start Collected material

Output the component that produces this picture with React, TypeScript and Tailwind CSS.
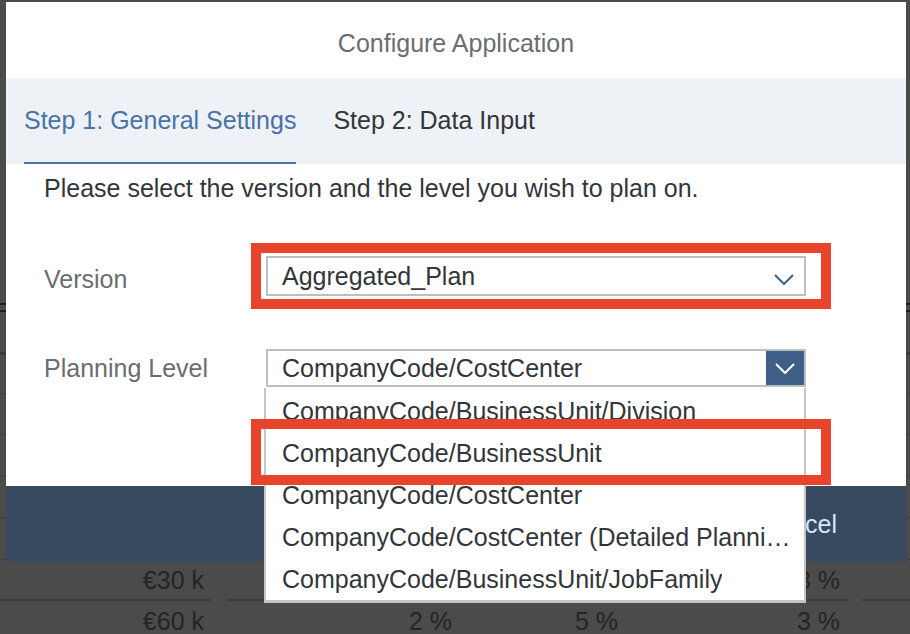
import React from 'react';

const levels = [
  'CompanyCode/BusinessUnit/Division',
  'CompanyCode/BusinessUnit',
  'CompanyCode/CostCenter',
  'CompanyCode/CostCenter (Detailed Planning)',
  'CompanyCode/BusinessUnit/JobFamily',
];

const Chevron: React.FC<{ className?: string }> = ({ className }) => (
  <svg width="20" height="11" viewBox="0 0 20 11" className={className}>
    <polyline points="1,1 10,10 19,1" fill="none" stroke="currentColor" strokeWidth="2" />
  </svg>
);

// page behind the dialog: the planning table
const Backdrop: React.FC = () => {
  const cells = (vals: string[]) => (
    <div className="flex h-[41px] gap-[14px]">
      <div className="flex w-[212px] items-center justify-end border-b-2 border-[#3c3c3c] pr-[8px]">{vals[0]}</div>
      <div className="flex w-[234px] items-center justify-end border-b-2 border-[#3c3c3c] pr-[8px]">{vals[1]}</div>
      <div className="flex w-[152px] items-center justify-end border-b-2 border-[#3c3c3c] pr-[8px]">{vals[2]}</div>
      <div className="flex w-[208px] items-center justify-end border-b-2 border-[#3c3c3c] pr-[8px]">{vals[3]}</div>
      <div className="flex-1 border-b-2 border-[#3c3c3c]" />
    </div>
  );
  return (
    <div className="flex flex-col text-[#242424]">
      <div className="h-[303px]" />
      <div className="h-[2px] bg-[#1e1e1e]" />
      <div className="h-[5px]" />
      <div className="h-[2px] bg-[#1e1e1e]" />
      <div className="h-[40px]" />
      <div className="h-[3px] bg-[#3a3a3a]" />
      <div className="h-[39px] border-b border-[#3e3e3e]" />
      <div className="h-[41px] border-b border-[#3e3e3e]" />
      <div className="h-[42px] border-b border-[#3e3e3e]" />
      <div className="h-[41px] border-b border-[#3e3e3e]" />
      <div className="h-[42px] border-b border-[#3e3e3e]" />
      {cells(['€30 k', '', '', '3 %'])}
      {cells(['€60 k', '2 %', '5 %', '3 %'])}
    </div>
  );
};

const Dialog: React.FC = () => (
  <div className="absolute left-[6px] top-[2px] flex w-[900px] flex-col bg-white">
    <div className="flex h-[76px] items-center justify-center pt-[6px] text-[#6a6d70]">Configure Application</div>
    <div className="flex h-[86px] gap-[37px] bg-[#eef2f7] pl-[18px]">
      <div className="flex items-center border-b-2 border-[#4a72a6] text-[#4a72a6]">
        Step 1: General Settings
      </div>
      <div className="flex items-center pb-[2px] text-[#32363a]">Step 2: Data Input</div>
    </div>
    <div className="flex h-[322px] flex-col pl-[38px] pt-[10px] text-[#32363a]">
      <p className="leading-[28px]">Please select the version and the level you wish to plan on.</p>
      <div className="mt-[54px] flex items-center">
        <div className="mt-[6px] w-[222px] text-[#6a6d70]">Version</div>
        <div className="flex h-[40px] w-[540px] items-center justify-between border-2 border-[#bfbfbf] pl-[14px] pr-[10px]">
          <span>Aggregated_Plan</span>
          <Chevron className="mt-[6px] text-[#3f5f87]" />
        </div>
      </div>
      <div className="mt-[53px] flex items-center">
        <div className="w-[222px] text-[#6a6d70]">Planning Level</div>
        <div className="flex h-[38px] w-[540px] items-center justify-between border-2 border-[#bfbfbf] pl-[14px]">
          <span>CompanyCode/CostCenter</span>
          <div className="flex h-full w-[38px] items-center justify-center bg-[#3f5f86] text-white">
            <Chevron />
          </div>
        </div>
      </div>
    </div>
    <div className="flex h-[76px] items-center justify-end bg-[#384a5f] pr-[69px] text-[#d1e8ff]">Cancel</div>
  </div>
);

const LevelMenu: React.FC = () => (
  <div className="absolute left-[264px] top-[388px] w-[542px] border-x-2 border-b-[3px] border-[#c4c4c4] bg-white pt-[2px] text-[#32363a]">
    {levels.map((l) => (
      <div key={l} className="flex h-[42px] items-center pl-[16px] pr-[12px]">
        <span className="truncate">{l}</span>
      </div>
    ))}
  </div>
);

const Highlight: React.FC<{ top: string }> = ({ top }) => (
  <div className={`absolute left-[251px] h-[66px] w-[580px] border-[10px] border-[#e8432b] ${top}`} />
);

export default function App() {
  return (
    <div className="relative h-[634px] w-full overflow-hidden bg-[#4b4b4b] font-['Liberation_Sans',Arial,sans-serif] text-[25px] leading-[28px]">
      <Backdrop />
      <Dialog />
      <LevelMenu />
      <Highlight top="top-[243px]" />
      <Highlight top="top-[419px]" />
    </div>
  );
}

end Collected material

◆ What you are asked to do
Return each line of the data that contains the string "React".

◆ Answer in full
Output the component that produces this picture with React, TypeScript and Tailwind CSS.
import React from 'react';
const Chevron: React.FC<{ className?: string }> = ({ className }) => (
const Backdrop: React.FC = () => {
const Dialog: React.FC = () => (
const LevelMenu: React.FC = () => (
const Highlight: React.FC<{ top: string }> = ({ top }) => (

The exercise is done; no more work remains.